EXERCISE AIM: Give back the full listing verbatim, apart from its images.

MATERIAL:
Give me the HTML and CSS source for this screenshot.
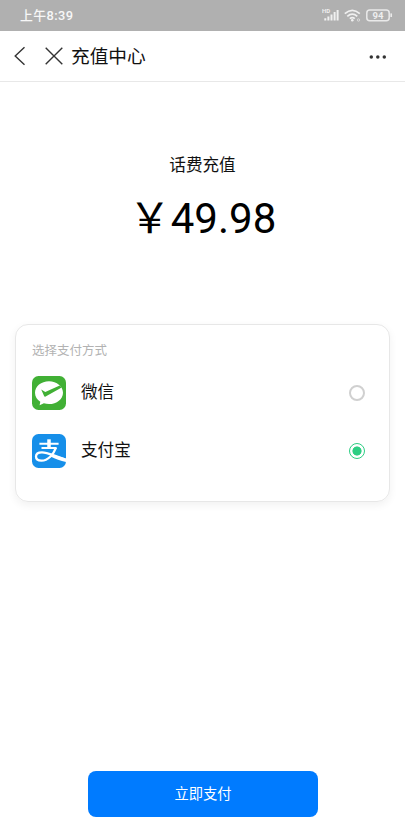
FILE: index.html
```html
<!DOCTYPE html>
<html lang="zh-CN">
<head>
<meta charset="utf-8">
<meta name="viewport" content="width=device-width, initial-scale=1">
<title>充值中心</title>
<link rel="stylesheet" href="styles.css">
</head>
<body>
<div class="screen">
  <div class="status">
    <span class="time">上午8:39</span>
    <svg class="status-icons" width="72" height="16" viewBox="0 0 72 16">
      <text class="hd" x="0" y="5">HD</text>
      <path d="M3.300 12.500V10.300M6.400 12.500V8.500M9.500 12.500V6.500M12.600 12.500V4M15.600 12.500V2" stroke="#f0f0f0" stroke-width="2"/>
      <g fill="none" stroke="#f0f0f0" stroke-width="1.7">
        <path d="M22.800 5.600Q30.300-1 37.800 5.600M25.300 8.300Q30.300 4 35.300 8.300M27.800 10.700Q30.300 8.700 32.800 10.700"/>
      </g>
      <circle cx="30.3" cy="12.3" r="1.3" fill="#f0f0f0"/>
      <circle cx="36.5" cy="12" r="1.2" fill="none" stroke="#dedede" stroke-width=".9"/>
      <rect x="44.8" y="1.9" width="22.4" height="10.8" rx="3" fill="none" stroke="#e9e9e9" stroke-width="1.5"/>
      <path d="M69.200 5.400V9" stroke="#e9e9e9" stroke-width="1.7"/>
      <text class="level" x="56" y="10.5" text-anchor="middle">94</text>
    </svg>
  </div>
  <header class="nav">
    <svg class="back" width="12" height="20" viewBox="0 0 12 20"><path d="M10.500 1.200L1.200 10l9.300 8.800"/></svg>
    <svg class="close" width="18" height="18" viewBox="0 0 18 18"><path d="M.7.8l16.600 16.400M17.300.8L.7 17.200"/></svg>
    <h1>充值中心</h1>
    <svg class="more" width="18" height="4" viewBox="0 0 18 4"><circle cx="2.3" cy="2" r="1.75"/><circle cx="8.8" cy="2" r="1.75"/><circle cx="15.3" cy="2" r="1.75"/></svg>
  </header>
  <main>
    <div class="product">话费充值</div>
    <div class="amount">￥49.98</div>
    <section class="card">
      <div class="card-title">选择支付方式</div>
      <div class="method">
        <svg width="34" height="34" viewBox="0 0 34 34">
          <rect width="34" height="34" rx="6.5" fill="#41b035"/>
          <path fill="#fff" d="M17 5.200C9.200 5.200 3 10.200 3 16.700c0 3.800 2.100 7 5.300 9.100L7.600 29.200l4.300-1.900c1.600.5 3.300.8 5.100.8 7.800 0 14-5.100 14-11.400S24.800 5.200 17 5.200z"/>
          <path fill="#41b035" d="M9.200 13.500l4.100 2.600L27.700 9.500l2 2L13.600 20.600c-.7.400-1.200.2-1.500-.5z"/>
        </svg>
        <span class="name">微信</span>
        <span class="radio"></span>
      </div>
      <div class="method">
        <svg width="34" height="34" viewBox="0 0 34 34">
          <rect width="34" height="34" rx="6.5" fill="#168fe9"/>
          <g fill="none" stroke="#fff">
            <path stroke-width="2" d="M7.400 9.800H26.600M9.500 14H24.500"/>
            <path stroke-width="3.500" d="M17 5.300v8.700"/>
            <path stroke-width="2.300" d="M24 13.600C21.500 20.500 16 26.700 9.500 26.700C5.600 26.700 4 24.800 4 22.500C4 19.700 6.500 18.300 10 18.300C15.500 18.300 19 20.700 33.500 25.500"/>
          </g>
          <path fill="#fff" d="M19.500 20.200L34 24.400v3.500c-5.500-1-10.500-3.300-15.500-5.500z"/>
        </svg>
        <span class="name">支付宝</span>
        <span class="radio checked"></span>
      </div>
    </section>
  </main>
  <button class="pay">立即支付</button>
</div>
</body>
</html>
```
FILE: styles.css
```css
* { box-sizing: border-box; }
body {
  margin: 0;
  background: #fff;
  color: #111;
  font-family: Roboto, "Noto Sans CJK SC", sans-serif;
}
.screen {
  display: flex;
  flex-direction: column;
  height: 824px;
  overflow: hidden;
}
.status {
  display: flex;
  align-items: center;
  justify-content: space-between;
  height: 31px;
  padding: 0 11px 0 20px;
  background: #b0b0b0;
  color: #f7f7f7;
}
.time {
  font-size: 12.8px;
  font-weight: 500;
  letter-spacing: .45px;
  line-height: 30px;
}
.hd { font-size: 6px; font-weight: 700; fill: #eee; }
.level { font-size: 9.5px; font-weight: 700; fill: #eee; }
.nav {
  display: flex;
  align-items: center;
  height: 51px;
  padding: 0 18px 0 14px;
  border-bottom: 1px solid #e8e8e8;
}
.nav path { fill: none; stroke: #333; stroke-width: 1.4; }
.nav circle { fill: #333; }
.nav .more { margin: 1px 0 0 auto; }
.close { margin-left: 19px; }
.nav h1 {
  margin: 0 0 0 8px;
  padding-top: 2px;
  font-size: 18.7px;
  font-weight: 400;
  line-height: 28px;
}
main {
  flex: 1;
  padding: 72px 15px 0;
}
.product {
  font-size: 16.6px;
  line-height: 24px;
  text-align: center;
}
.amount {
  height: 60px;
  margin-top: 11px;
  color: #000;
  font-size: 42px;
  line-height: 60px;
  text-align: center;
}
.card {
  height: 178px;
  margin-top: 75px;
  padding: 17px 24px 0 16px;
  border: 1px solid #e7e7e7;
  border-radius: 13px;
  box-shadow: 0 3px 8px rgba(0, 0, 0, .06);
}
.card-title {
  color: #b2b2b2;
  font-size: 12.5px;
  line-height: 18px;
}
.method {
  display: flex;
  align-items: center;
  height: 34px;
  margin-top: 16px;
}
.method + .method { margin-top: 24px; }
.name {
  margin-left: 15px;
  font-size: 16.6px;
  line-height: 24px;
}
.radio {
  width: 16px;
  height: 16px;
  margin-left: auto;
  border: 2px solid #d0d0d0;
  border-radius: 50%;
}
.radio.checked {
  border: 1.5px solid #2dce83;
  background: radial-gradient(circle, #2dce83 4.2px, #fff 4.9px);
}
.pay {
  width: 230px;
  height: 46px;
  margin: 0 0 7px 88px;
  padding: 0 0 4px;
  border: 0;
  border-radius: 8px;
  background: #007bff;
  color: #fff;
  font: 14.3px Roboto, "Noto Sans CJK SC", sans-serif;
}
```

EXERCISE RESPONSE:
Give me the HTML and CSS source for this screenshot.
FILE: index.html
```html
<!DOCTYPE html>
<html lang="zh-CN">
<head>
<meta charset="utf-8">
<meta name="viewport" content="width=device-width, initial-scale=1">
<title>充值中心</title>
<link rel="stylesheet" href="styles.css">
</head>
<body>
<div class="screen">
  <div class="status">
    <span class="time">上午8:39</span>
    <svg class="status-icons" width="72" height="16" viewBox="0 0 72 16">
      <text class="hd" x="0" y="5">HD</text>
      <path d="M3.300 12.500V10.300M6.400 12.500V8.500M9.500 12.500V6.500M12.600 12.500V4M15.600 12.500V2" stroke="#f0f0f0" stroke-width="2"/>
      <g fill="none" stroke="#f0f0f0" stroke-width="1.7">
        <path d="M22.800 5.600Q30.300-1 37.800 5.600M25.300 8.300Q30.300 4 35.300 8.300M27.800 10.700Q30.300 8.700 32.800 10.700"/>
      </g>
      <circle cx="30.3" cy="12.3" r="1.3" fill="#f0f0f0"/>
      <circle cx="36.5" cy="12" r="1.2" fill="none" stroke="#dedede" stroke-width=".9"/>
      <rect x="44.8" y="1.9" width="22.4" height="10.8" rx="3" fill="none" stroke="#e9e9e9" stroke-width="1.5"/>
      <path d="M69.200 5.400V9" stroke="#e9e9e9" stroke-width="1.7"/>
      <text class="level" x="56" y="10.5" text-anchor="middle">94</text>
    </svg>
  </div>
  <header class="nav">
    <svg class="back" width="12" height="20" viewBox="0 0 12 20"><path d="M10.500 1.200L1.200 10l9.300 8.800"/></svg>
    <svg class="close" width="18" height="18" viewBox="0 0 18 18"><path d="M.7.8l16.600 16.400M17.300.8L.7 17.200"/></svg>
    <h1>充值中心</h1>
    <svg class="more" width="18" height="4" viewBox="0 0 18 4"><circle cx="2.3" cy="2" r="1.75"/><circle cx="8.8" cy="2" r="1.75"/><circle cx="15.3" cy="2" r="1.75"/></svg>
  </header>
  <main>
    <div class="product">话费充值</div>
    <div class="amount">￥49.98</div>
    <section class="card">
      <div class="card-title">选择支付方式</div>
      <div class="method">
        <svg width="34" height="34" viewBox="0 0 34 34">
          <rect width="34" height="34" rx="6.5" fill="#41b035"/>
          <path fill="#fff" d="M17 5.200C9.200 5.200 3 10.200 3 16.700c0 3.800 2.100 7 5.300 9.100L7.600 29.200l4.300-1.900c1.600.5 3.300.8 5.100.8 7.800 0 14-5.100 14-11.400S24.800 5.200 17 5.200z"/>
          <path fill="#41b035" d="M9.200 13.500l4.100 2.600L27.700 9.500l2 2L13.600 20.600c-.7.400-1.200.2-1.500-.5z"/>
        </svg>
        <span class="name">微信</span>
        <span class="radio"></span>
      </div>
      <div class="method">
        <svg width="34" height="34" viewBox="0 0 34 34">
          <rect width="34" height="34" rx="6.5" fill="#168fe9"/>
          <g fill="none" stroke="#fff">
            <path stroke-width="2" d="M7.400 9.800H26.600M9.500 14H24.500"/>
            <path stroke-width="3.500" d="M17 5.300v8.700"/>
            <path stroke-width="2.300" d="M24 13.600C21.500 20.500 16 26.700 9.500 26.700C5.600 26.700 4 24.800 4 22.500C4 19.700 6.500 18.300 10 18.300C15.500 18.300 19 20.700 33.500 25.500"/>
          </g>
          <path fill="#fff" d="M19.500 20.200L34 24.400v3.500c-5.500-1-10.500-3.300-15.500-5.500z"/>
        </svg>
        <span class="name">支付宝</span>
        <span class="radio checked"></span>
      </div>
    </section>
  </main>
  <button class="pay">立即支付</button>
</div>
</body>
</html>
```
FILE: styles.css
```css
* { box-sizing: border-box; }
body {
  margin: 0;
  background: #fff;
  color: #111;
  font-family: Roboto, "Noto Sans CJK SC", sans-serif;
}
.screen {
  display: flex;
  flex-direction: column;
  height: 824px;
  overflow: hidden;
}
.status {
  display: flex;
  align-items: center;
  justify-content: space-between;
  height: 31px;
  padding: 0 11px 0 20px;
  background: #b0b0b0;
  color: #f7f7f7;
}
.time {
  font-size: 12.8px;
  font-weight: 500;
  letter-spacing: .45px;
  line-height: 30px;
}
.hd { font-size: 6px; font-weight: 700; fill: #eee; }
.level { font-size: 9.5px; font-weight: 700; fill: #eee; }
.nav {
  display: flex;
  align-items: center;
  height: 51px;
  padding: 0 18px 0 14px;
  border-bottom: 1px solid #e8e8e8;
}
.nav path { fill: none; stroke: #333; stroke-width: 1.4; }
.nav circle { fill: #333; }
.nav .more { margin: 1px 0 0 auto; }
.close { margin-left: 19px; }
.nav h1 {
  margin: 0 0 0 8px;
  padding-top: 2px;
  font-size: 18.7px;
  font-weight: 400;
  line-height: 28px;
}
main {
  flex: 1;
  padding: 72px 15px 0;
}
.product {
  font-size: 16.6px;
  line-height: 24px;
  text-align: center;
}
.amount {
  height: 60px;
  margin-top: 11px;
  color: #000;
  font-size: 42px;
  line-height: 60px;
  text-align: center;
}
.card {
  height: 178px;
  margin-top: 75px;
  padding: 17px 24px 0 16px;
  border: 1px solid #e7e7e7;
  border-radius: 13px;
  box-shadow: 0 3px 8px rgba(0, 0, 0, .06);
}
.card-title {
  color: #b2b2b2;
  font-size: 12.5px;
  line-height: 18px;
}
.method {
  display: flex;
  align-items: center;
  height: 34px;
  margin-top: 16px;
}
.method + .method { margin-top: 24px; }
.name {
  margin-left: 15px;
  font-size: 16.6px;
  line-height: 24px;
}
.radio {
  width: 16px;
  height: 16px;
  margin-left: auto;
  border: 2px solid #d0d0d0;
  border-radius: 50%;
}
.radio.checked {
  border: 1.5px solid #2dce83;
  background: radial-gradient(circle, #2dce83 4.2px, #fff 4.9px);
}
.pay {
  width: 230px;
  height: 46px;
  margin: 0 0 7px 88px;
  padding: 0 0 4px;
  border: 0;
  border-radius: 8px;
  background: #007bff;
  color: #fff;
  font: 14.3px Roboto, "Noto Sans CJK SC", sans-serif;
}
```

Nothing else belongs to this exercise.